One Ringy Dingy

Driving home from work tonight, I was stopped at a traffic light waiting to make a left turn. The left arrow from the cross street was green, so I decided to count the number of cars turning left in front of me while I was waiting for the light, and to count how many people driving the cars were on cell phones. I counted 11 cars. 6 of the drivers of those cars were on cell phones.That made my cell phone experience driving home today more exasperating as at least two cars cut into my lane while the drivers were on cell phones. And at least one car had traffic backed up in the left lane of the main drag while he dialed his cell phone, and dialed, and dialed.

At the restaurant tonight, a lady was on her phone while waiting for a table as her 5 kids ran wild around her. At least I know that there were 5 times she wasn't on the cell phone, or maybe she was. One never knows. She was on the phone as she walked to her table. She was on the phone when her husband put in his appearance. She was on the phone when dinner arrived. What could these people possibly have to say that was so important it couldn't wait until they got home?
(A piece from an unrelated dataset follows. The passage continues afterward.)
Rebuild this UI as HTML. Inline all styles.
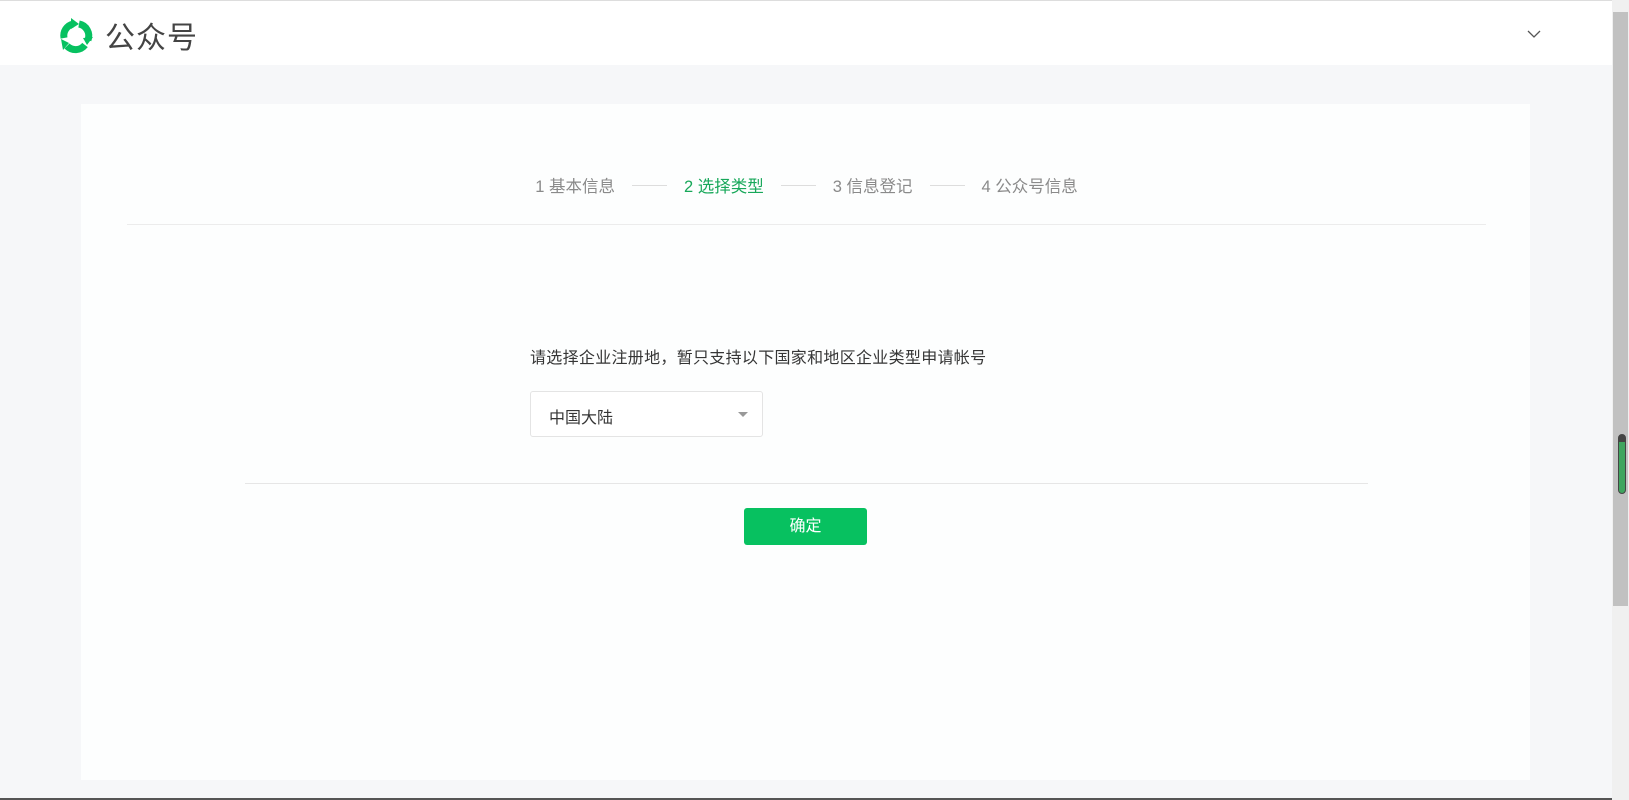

Although I have OnStar in my car, I rarely use it. I am one of the few people that I know that does not have a cell phone. Nor do I want one. At the expense of showing my age, I still remember the party line my family had when I was small. It was a big deal when we got a private phone line. Making a long distance call was an event, and receiving one was an even bigger event.

Right now, my communications bill, when I total up my telephone bill, my wife and son's cell phone bill, my ISP bill, and my long distance bill, not to mention the phone bill and related charges at my office, is the single biggest line item in my monthly budget other than my mortgage and car payment. It is more than my electric bill, and more than my gas bill. And inspite of almost $3.00/gallon gasoline, it is more than my petrol bill.

I sat down today to see how to whittle this monthly monstrosity down. SBC has packaged services which can help. But it is like buying Chinese food. If you get local service bundled with long distance service, along with voice mail, you get 2 sides, like call forwarding and call waiting. I would like some soy sauce with that please...and some fried rice. I bet if I added in cell phone service, I would get egg rolls, too. And SBC really, really wanted to sell me cell phone service.

So tomorrow I will make the leap to bundle my communication services, say goodby to AT&T long distance (Ma Bell doesn't want local long distance business anyway), take my cell phone service from Alltel, and move it to SBC's Cingular, eliminate my 2nd modem line as I now have broadband through my cable as SBC's DSL service doesn't come to my house. It should be a wash with the increase in my cable bill due to the broadband addition. Of course, now the cable company wants to sell me the same package of services, along with the broadband. But somehow telephone calls over my television cable just doesn't seem natural.

Well, I have to run, my phone is ringing. Now if I could only figure out which one.